Maurice Douse thought football was over for him when his playing days ended at Ohio State.

Maurice Douse thought football was over for him when his playing days ended at Ohio State.

The 6-foot, 210-pound running back moved from New York in 2003 as a junior college player hoping to get a shot with the Buckeyes. When it didn't work out, Douse turned his attention to academics and gave up on football.

Things changed six years ago when a friend told him about the Columbus Fire, a minor-league football team based on the east side.

"I was actually out of football," said Douse, who lives in Pickerington. "I was just focused on going to school and wasn't worried about football anymore. Once I got out there, I met (team co-owners Jimmy Moore and King Drafton) and they gave me a new lease on life in football."

Douse's story isn't uncommon among former football players who suddenly find themselves one of the 99 percent that never make it to the NFL.

For those who still have football inside of them, there are six minor league teams playing this summer in central Ohio. Along with the Columbus Fire, there's the Central Ohio Spartans, the Columbus Gladiators, the Columbus Marauders, the Columbus War Eagles and the Mid-Ohio Jets.

The Fire are the only AAA team in that group. Some teams like the Jets are a highly competitive AA team. Others aren't as competitive. Some teams have players who value the recreation more than winning.

With such a broad range in the spectrum of skill level, there's bound to be a team for an interested athlete.

"Not all of them are competitive," Jets owner Same Hussein said. "You can go play for a team that's going to be competitive and be very good. The downside is you might not play as much. Or you can go to a team that might not be as good, but you can play both ways."

The Jets typically are a two-platoon team, although there is some overlap between offense and defense for exceptional players. Players and coaches for the Fire make it clear that it isn't sandlot football.

"Here you experience playing against Division II up to Division I and arena league players," said Clinton Wallace, an Eastside resident who is part owner of the Fire. "If you're just starting off, I don't think this would be the right place for you to come. This is the highest level (of minor league football) you can go."

A big difference between a team like the Fire and other semipro teams in the Columbus area is their start date.

The Fire opened their season last Saturday at Reynoldsburg against the Indianapolis Tornados, a fellow Mid-Continental Football League team.

The Jets, Spartans and War Eagles started their seasons in May. Those three teams belong to the Heartland Football League.

The Gladiators, who played their first game June 5, belong to the Gridiron Developmental Football League. The Marauders, a team of EMT personnel, firefighters and police officers, belong to the National Public Safety Football League. They started playing in March.

By starting later, the Fire get stronger commitments from Continental Indoor Football League players, who are paid in that league. Those players have a chance to play a full season with the Fire.

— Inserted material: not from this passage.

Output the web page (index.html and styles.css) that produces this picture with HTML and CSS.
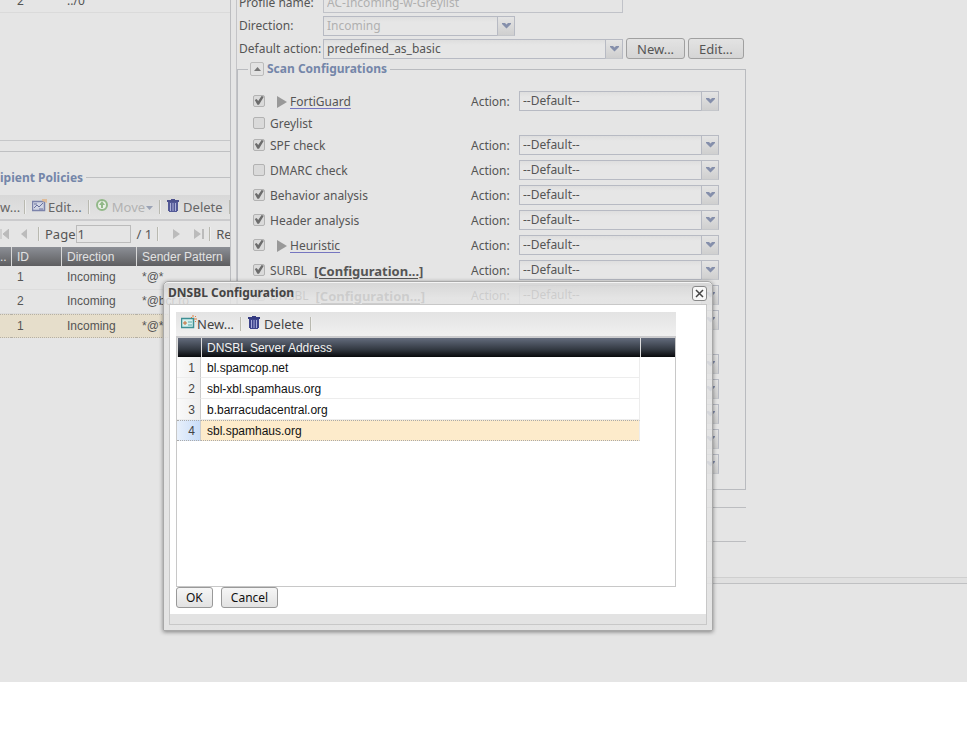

The CIFL championship game was last Saturday.

"(The Jets) play too early," said Jimmy Moore, a coach and co-owner. "We have a lot of guys that play indoor football, too. You have to give them the opportunity to go somewhere else and play."

But with the more elite roster and a more competitive league comes increased costs. To keep games competitive, the Fire play in a league with other AAA teams from Indiana, Kentucky, New York, Michigan and Wisconsin.

Getting rated by the American Football Association isn't an exact science. Voters take into account the number of Division I college players on a team's roster as well as the quality of the other teams in the league. The Jets won the AA national championship last year and the Fire were runners-up in AAA.

Douse considers the two teams rivals, but they never have played.

One reason is the Jets have an entirely different pool of players. The Fire have been around since 1997 and have earned a reputation for their high level of play. Some of their players have been through NFL training camps. Many are trying to be like Darnell Dinkins, who played semipro for a team in Pittsburgh before earning a Super Bowl ring as a tight end for the New Orleans Saints.

"Once we got locked into the MCFL, the talent started to come this way," Moore said. "We get submissions every day (through the team Web site). Some voluntarily turn themselves away once they see the competition."

The Jets are in their fourth year as a team and play home games at Grove City Christian. They play more of an Ohio-based schedule with occasional trips to West Virginia. The Spartans, who practice in Westerville, are in their second year. Despite the other teams, there was little apprehension that the Spartans would find enough players.

"Everybody loves football," Spartans coach Rod Allen said. "The amount of talent that's down here there's so many high schools and there's so many colleges. There are a lot of players that want to play."